Key Decisions for Investors

  • Establish a 1.5% portfolio long in Rheinmetall (RHM.DE) with a 12–24 month horizon; use a 10% stop-loss and plan to trim to 0.75% if position hits +25% or upon public contract ≥€300m.
  • Allocate 2% to iShares U.S. Aerospace & Defense ETF (ITA) as a diversified hedge-to-risk, hold 6–12 months and add +1% if Belgium/EU announce combined incremental defense budgets ≥€1bn within 90 days.
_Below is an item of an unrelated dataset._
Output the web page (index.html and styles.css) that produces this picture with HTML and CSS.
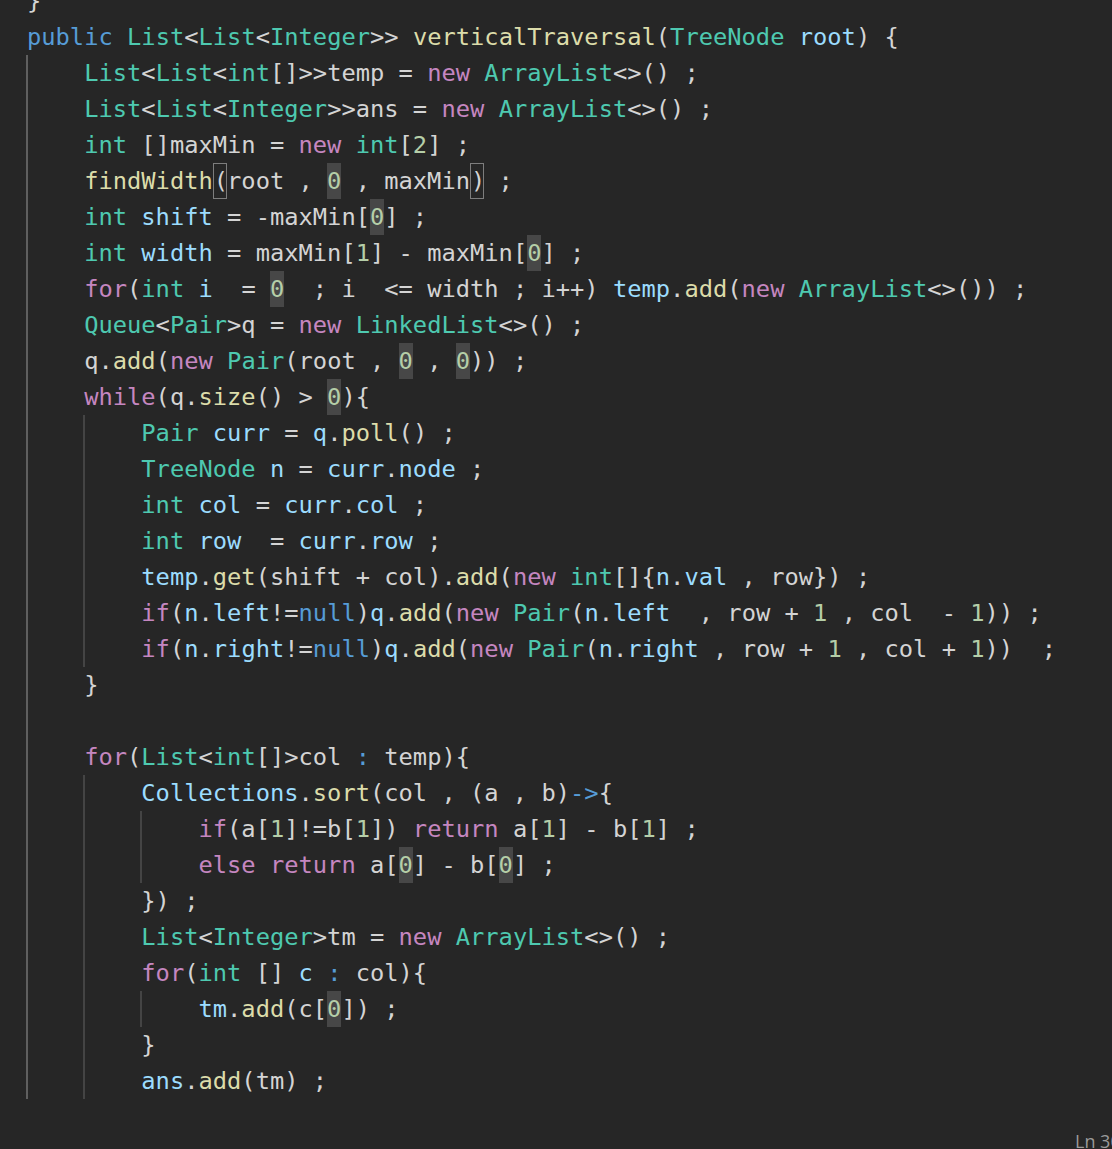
FILE: index.html
```html
<!DOCTYPE html>
<html lang="en">
<head>
<meta charset="utf-8">
<title>verticalTraversal</title>
<link rel="stylesheet" href="styles.css">
</head>
<body>
<main class="editor">
  <div class="line">}</div>
  <div class="line"><span class="k">public</span> <span class="t">List</span>&lt;<span class="t">List</span>&lt;<span class="t">Integer</span>&gt;&gt; <span class="f">verticalTraversal</span>(<span class="t">TreeNode</span> <span class="v">root</span>) {</div>
  <div class="block active">
    <div class="line"><span class="t">List</span>&lt;<span class="t">List</span>&lt;<span class="t">int</span>[]&gt;&gt;temp = <span class="c">new</span> <span class="t">ArrayList</span>&lt;&gt;() ;</div>
    <div class="line"><span class="t">List</span>&lt;<span class="t">List</span>&lt;<span class="t">Integer</span>&gt;&gt;ans = <span class="c">new</span> <span class="t">ArrayList</span>&lt;&gt;() ;</div>
    <div class="line"><span class="t">int</span> []maxMin = <span class="c">new</span> <span class="t">int</span>[<span class="n">2</span>] ;</div>
    <div class="line"><span class="f">findWidth</span><span class="bm">(</span>root , <span class="z">0</span> , maxMin<span class="bm">)</span> ;</div>
    <div class="line"><span class="t">int</span> <span class="v">shift</span> = -maxMin[<span class="z">0</span>] ;</div>
    <div class="line"><span class="t">int</span> <span class="v">width</span> = maxMin[<span class="n">1</span>] - maxMin[<span class="z">0</span>] ;</div>
    <div class="line"><span class="c">for</span>(<span class="t">int</span> <span class="v">i</span>  = <span class="z">0</span>  ; i  &lt;= width ; i++) <span class="v">temp</span>.<span class="f">add</span>(<span class="c">new</span> <span class="t">ArrayList</span>&lt;&gt;()) ;</div>
    <div class="line"><span class="t">Queue</span>&lt;<span class="t">Pair</span>&gt;q = <span class="c">new</span> <span class="t">LinkedList</span>&lt;&gt;() ;</div>
    <div class="line">q.<span class="f">add</span>(<span class="c">new</span> <span class="t">Pair</span>(root , <span class="z">0</span> , <span class="z">0</span>)) ;</div>
    <div class="line"><span class="c">while</span>(q.<span class="f">size</span>() &gt; <span class="z">0</span>){</div>
    <div class="block">
      <div class="line"><span class="t">Pair</span> <span class="v">curr</span> = <span class="v">q</span>.<span class="f">poll</span>() ;</div>
      <div class="line"><span class="t">TreeNode</span> <span class="v">n</span> = <span class="v">curr</span>.<span class="v">node</span> ;</div>
      <div class="line"><span class="t">int</span> <span class="v">col</span> = <span class="v">curr</span>.<span class="v">col</span> ;</div>
      <div class="line"><span class="t">int</span> <span class="v">row</span>  = <span class="v">curr</span>.<span class="v">row</span> ;</div>
      <div class="line"><span class="v">temp</span>.<span class="f">get</span>(shift + col).<span class="f">add</span>(<span class="c">new</span> <span class="t">int</span>[]{<span class="v">n</span>.<span class="v">val</span> , row}) ;</div>
      <div class="line"><span class="c">if</span>(<span class="v">n</span>.<span class="v">left</span>!=<span class="k">null</span>)<span class="v">q</span>.<span class="f">add</span>(<span class="c">new</span> <span class="t">Pair</span>(<span class="v">n</span>.<span class="v">left</span>  , row + <span class="n">1</span> , col  - <span class="n">1</span>)) ;</div>
      <div class="line"><span class="c">if</span>(<span class="v">n</span>.<span class="v">right</span>!=<span class="k">null</span>)<span class="v">q</span>.<span class="f">add</span>(<span class="c">new</span> <span class="t">Pair</span>(<span class="v">n</span>.<span class="v">right</span> , row + <span class="n">1</span> , col + <span class="n">1</span>))  ;</div>
    </div>
    <div class="line">}</div>
    <div class="line"> </div>
    <div class="line"><span class="c">for</span>(<span class="t">List</span>&lt;<span class="t">int</span>[]&gt;col <span class="k">:</span> temp){</div>
    <div class="block">
      <div class="line"><span class="v">Collections</span>.<span class="f">sort</span>(col , (a , b)<span class="k">-&gt;</span>{</div>
      <div class="block">
        <div class="line"><span class="c">if</span>(a[<span class="n">1</span>]!=b[<span class="n">1</span>]) <span class="c">return</span> a[<span class="n">1</span>] - b[<span class="n">1</span>] ;</div>
        <div class="line"><span class="c">else</span> <span class="c">return</span> a[<span class="z">0</span>] - b[<span class="z">0</span>] ;</div>
      </div>
      <div class="line">}) ;</div>
      <div class="line"><span class="t">List</span>&lt;<span class="t">Integer</span>&gt;tm = <span class="c">new</span> <span class="t">ArrayList</span>&lt;&gt;() ;</div>
      <div class="line"><span class="c">for</span>(<span class="t">int</span> [] <span class="v">c</span> <span class="k">:</span> col){</div>
      <div class="block">
        <div class="line"><span class="v">tm</span>.<span class="f">add</span>(c[<span class="z">0</span>]) ;</div>
      </div>
      <div class="line">}</div>
      <div class="line"><span class="v">ans</span>.<span class="f">add</span>(tm) ;</div>
    </div>
  </div>
</main>
<div class="status">Ln 30, Col 1</div>
</body>
</html>
```
FILE: styles.css
```css
html, body {
  margin: 0;
  padding: 0;
  background: #262626;
  overflow: hidden;
  height: 100%;
}

body {
  position: relative;
}

.editor {
  margin-top: -17px;
  padding-left: 27px;
  font-family: "DejaVu Sans Mono", "Liberation Mono", monospace;
  font-size: 23.74px;
  color: #d4d4d4;
}

.line {
  height: 36px;
  line-height: 36px;
  white-space: pre;
}

.block {
  margin-left: -1px;
  padding-left: calc(4ch - 1px);
  border-left: 2px solid #444444;
}

.block.active {
  border-left-color: #5f5f5f;
}

.k { color: #569cd6; }
.t { color: #4ec9b0; }
.f { color: #dcdcaa; }
.c { color: #c586c0; }
.v { color: #9cdcfe; }
.n { color: #b5cea8; }

.z {
  display: inline-block;
  width: 1ch;
  height: 36px;
  line-height: 36px;
  vertical-align: top;
  background: #474747;
  color: #b5cea8;
}

.bm {
  display: inline-block;
  box-sizing: border-box;
  width: 1ch;
  height: 36px;
  line-height: 34px;
  vertical-align: top;
  border: 1px solid #7d7d7d;
}

.status {
  position: absolute;
  left: 1075px;
  top: 1130px;
  font-family: "Open Sans", "Noto Sans", sans-serif;
  font-size: 18px;
  line-height: 22px;
  color: #9a9a9a;
  white-space: nowrap;
}
```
  • Initiate a 0.5% notional 9–12 month call spread on SAAB-B.ST (long ATM call / short ~25% OTM call) to capture upside while capping premium; roll or exit on contract award news or if premium doubles.
  • Pair trade: Go long RHM.DE (1%) and short Siemens (SIE.DE) (1%) to isolate defense exposure; target relative outperformance of +8–12% over 6–12 months, unwind if Belgian 10y spread widens >15bps vs Germany or if Siemens issues positive defense-related guidance.
  • If Belgian budget vote within 60 days confirms >€500m incremental defense spending, increase Euro defense exposure by +1–2%; conversely, reduce Belgian sovereign bond exposure if 10y spread over Bunds widens >15bps in 30 days.